# 08 VW Passat - Power Window Problem



## Westgolf (25 Jun 2011)

Hello everyone,

I'm driving a 2008 Passat with which I am quite pleased, have owned it from new with no major issues.

Recently I was sitting in the living room and looked out to see all 4 windows open.I thought to myself " must have hit the key in my pocket or some thing",went out and closed them.

This morning I got up, opened the curtains and hey presto, all 4 open again. Couldnt have hit the key as it was elsewhere in the house.Then when I was thinking about it, I realised it wasn't a key issue as there is no control on the ignition for the windows, just the central lock/unlock and the boot release. 

When I thought back the 2 occassions this has happened has been outside the family home.
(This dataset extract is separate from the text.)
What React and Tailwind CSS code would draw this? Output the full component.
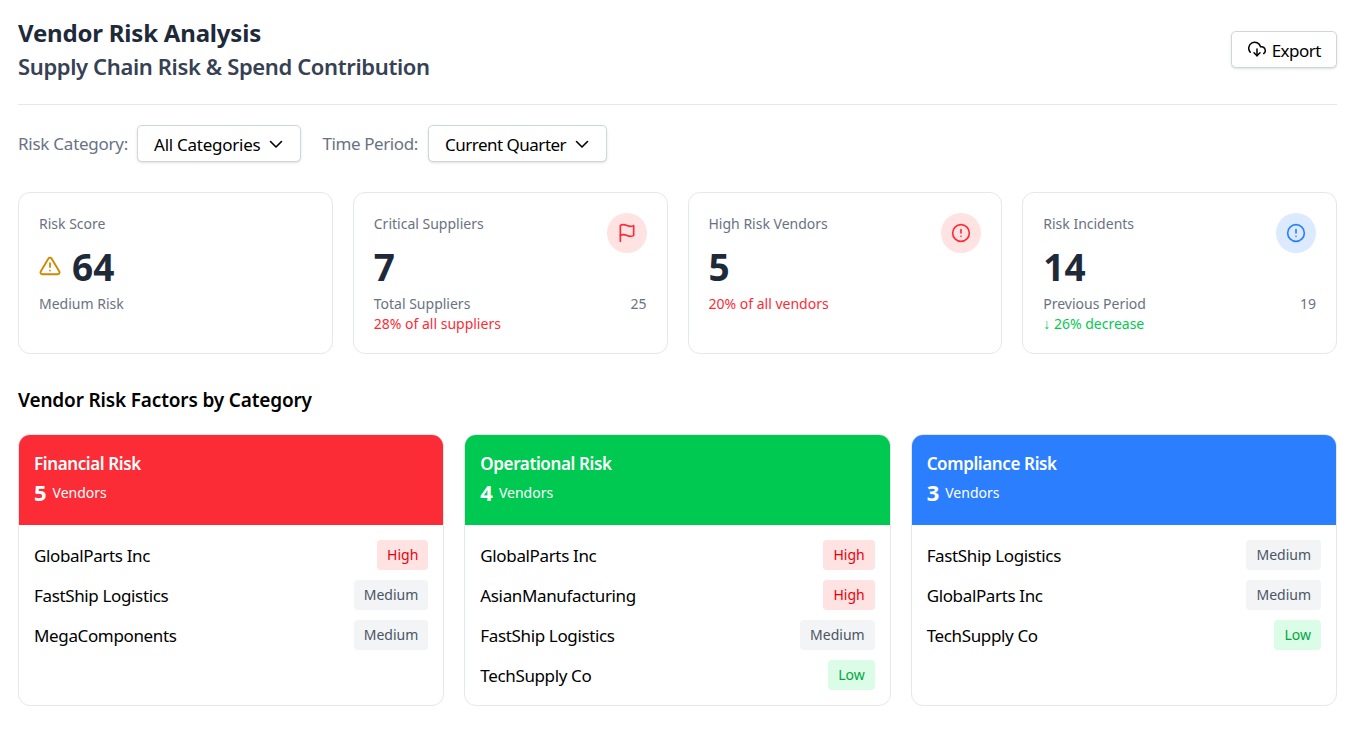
import { FiAlertCircle, FiAlertTriangle, FiDownloadCloud, FiFlag } from "react-icons/fi";

const categories = [
  {
    title: "Financial Risk",
    count: 5,
    header: "bg-red-500",
    vendors: [
      ["GlobalParts Inc", "High"],
      ["FastShip Logistics", "Medium"],
      ["MegaComponents", "Medium"],
    ],
  },
  {
    title: "Operational Risk",
    count: 4,
    header: "bg-green-500",
    vendors: [
      ["GlobalParts Inc", "High"],
      ["AsianManufacturing", "High"],
      ["FastShip Logistics", "Medium"],
      ["TechSupply Co", "Low"],
    ],
  },
  {
    title: "Compliance Risk",
    count: 3,
    header: "bg-blue-500",
    vendors: [
      ["FastShip Logistics", "Medium"],
      ["GlobalParts Inc", "Medium"],
      ["TechSupply Co", "Low"],
    ],
  },
];

const badgeStyles = {
  High: "bg-red-100 text-red-600",
  Medium: "bg-gray-100 text-gray-600",
  Low: "bg-green-100 text-green-600",
};

function SelectButton({ children, tracking }) {
  return (
    <button className="flex h-[37px] items-center gap-2 rounded-[5px] border border-gray-300 bg-white px-4 text-[17px] text-black shadow-sm">
      <span className={`pt-[2px] ${tracking}`}>{children}</span>
      <svg width="16" height="16" viewBox="0 0 16 16" fill="none" stroke="currentColor" strokeWidth="1.6" strokeLinecap="round" strokeLinejoin="round">
        <path d="M2.5 5.5 8 11l5.500-5.500" />
      </svg>
    </button>
  );
}

function StatCard({ label, value, icon, iconBg, children, valueIcon }) {
  return (
    <div className="relative h-[162px] rounded-xl border border-gray-200 bg-white p-5">
      <p className="pt-px text-sm leading-5 text-gray-500">{label}</p>
      <div className="mt-[13px] flex h-10 items-center gap-[11px]">
        {valueIcon}
        <span className="text-[37px] font-bold text-gray-800">{value}</span>
      </div>
      <div className="mt-[7px] text-sm leading-5 text-gray-500">{children}</div>
      {icon && (
        <div className={`absolute top-5 right-5 flex h-10 w-10 items-center justify-center rounded-full ${iconBg}`}>
          {icon}
        </div>
      )}
    </div>
  );
}

function VendorCard({ category }) {
  return (
    <div className="h-[272px] overflow-hidden rounded-xl border border-gray-200 bg-white">
      <div className={`h-[90px] p-[15px] text-white ${category.header}`}>
        <h3 className="text-[17px] leading-[27px] font-semibold tracking-[-0.38px]">{category.title}</h3>
        <div className="flex items-center gap-1.5">
          <span className="text-[22px] leading-[30px] font-bold">{category.count}</span>
          <span className="pt-[2px] text-sm">Vendors</span>
        </div>
      </div>
      <div className="flex flex-col gap-2.5 p-[15px]">
        {category.vendors.map(([name, level]) => (
          <div key={name} className="flex h-[30px] items-center justify-between">
            <span className="pt-px text-[17px] tracking-[-0.36px] text-black">{name}</span>
            <span className={`rounded px-2.5 py-[5px] text-sm leading-5 ${badgeStyles[level]}`}>{level}</span>
          </div>
        ))}
      </div>
    </div>
  );
}

export default function App() {
  return (
    <div className="min-h-[730px] bg-white px-[18px] pt-[15px] font-['Noto_Sans',sans-serif]">
      {/* Header */}
      <div className="flex items-center justify-between border-b border-gray-200 pb-[21px]">
        <div>
          <h1 className="text-2xl leading-9 font-bold tracking-[-0.2px] text-gray-800">Vendor Risk Analysis</h1>
          <h2 className="pb-[2px] text-[22px] leading-[30px] font-semibold tracking-[-0.37px] text-gray-700">Supply Chain Risk &amp; Spend Contribution</h2>
        </div>
        <button className="flex h-[37px] items-center gap-1.5 rounded-[5px] border border-gray-300 bg-white pr-[15px] pl-4 text-[17px] tracking-[-0.5px] text-black shadow-sm">
          <FiDownloadCloud size={18} />
          <span className="pt-[3px]">Export</span>
        </button>
      </div>

      {/* Filters */}
      <div className="mt-5 flex items-center">
        <span className="mr-[9px] pt-px text-[17px] tracking-[-0.25px] text-gray-500">Risk Category:</span>
        <SelectButton tracking="tracking-[-0.26px]">All Categories</SelectButton>
        <span className="mr-2.5 ml-[21px] pt-px text-[17px] tracking-[-0.4px] text-gray-500">Time Period:</span>
        <SelectButton tracking="tracking-[-0.5px]">Current Quarter</SelectButton>
      </div>

      {/* Stats */}
      <div className="mt-[30px] grid grid-cols-4 gap-5">
        <StatCard label="Risk Score" value="64" valueIcon={<FiAlertTriangle size={22} className="-mt-0.5 text-yellow-600" />}>
          Medium Risk
        </StatCard>
        <StatCard label="Critical Suppliers" value="7" icon={<FiFlag size={20} className="text-red-500" />} iconBg="bg-red-100">
          <div className="flex justify-between">
            <span>Total Suppliers</span>
            <span>25</span>
          </div>
          <div className="text-red-500">28% of all suppliers</div>
        </StatCard>
        <StatCard label="High Risk Vendors" value="5" icon={<FiAlertCircle size={20} className="text-red-500" />} iconBg="bg-red-100">
          <div className="text-red-500">20% of all vendors</div>
        </StatCard>
        <StatCard label="Risk Incidents" value="14" icon={<FiAlertCircle size={20} className="text-blue-500" />} iconBg="bg-blue-100">
          <div className="flex justify-between">
            <span>Previous Period</span>
            <span>19</span>
          </div>
          <div className="text-green-500">↓ 26% decrease</div>
        </StatCard>
      </div>

      {/* Categories */}
      <h2 className="mt-[32px] text-[19px] leading-7 font-semibold tracking-[-0.16px] text-black">Vendor Risk Factors by Category</h2>
      <div className="mt-5 grid grid-cols-3 gap-5">
        {categories.map((category) => (
          <VendorCard key={category.title} category={category} />
        ))}
      </div>
    </div>
  );
}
Does any one have any experience of something similar or any suggestions ? ? 
The only thing that springs to mind is that a neighbour down the road has a radio mast outside on the gable of his house for his transport business which did at one stage cause problems for NTL/UPC but how would this connect with the passat's electrics ??

sorry for length of post but quite puzzled 

Westgolf


----------



## jryan (25 Jun 2011)

Hi Westgolf,

I have an '08 Passat aswell. If you hold down the open button (approx 5sec) on key fob all windows on the car will open. Similarly, if you hold down the close button all open windows will close. You may have accidently held down the open button... Other than that, could the battery on the key fob need replacing???


----------



## Westgolf (26 Jun 2011)

*08 Passat windows*

Hi JRyan

didnt know that about holding the buttons down operating all 4 windows. will have to be more careful. 

Regarding the fob battery, mine is a one piece unit. I know how to get the door key out of it,say if I needed to manually unlock the door, but I cant see how it would come apart to access or insert a battery  Some one said to me that it recharges when its in the ignition but dont know how accurate that is ??

Westgolf


----------



## selfbuilder (26 Jun 2011)

I had this problem on a golf.  I switched off the convenience setting on the windows and it never happened again.  This switches off the ability to open all the windows by holding down the open button on the key fob.


----------



## Westgolf (26 Jun 2011)

*08 Passat windows*

Hi Selfbuilder,

Sounds like the solution. How do I go about doing that ?

Westgolf


----------



## Westgolf (26 Jun 2011)

*08 Passat windows*

Hi Selfbuilder,

Sounds like the solution. How do I go about doing that ?

Westgolf


----------



## selfbuilder (27 Jun 2011)

You can change the settings through the on board display.  If you don't have an on board display the dealer can change the setting.


----------



## damomac (8 Aug 2011)

I discovered the boot open on my 05 Passat a few times. I now remove the keys from my pocket and it hasn't happened since. I must have accidentally been opening the boot with the FOB in my pocket.


----------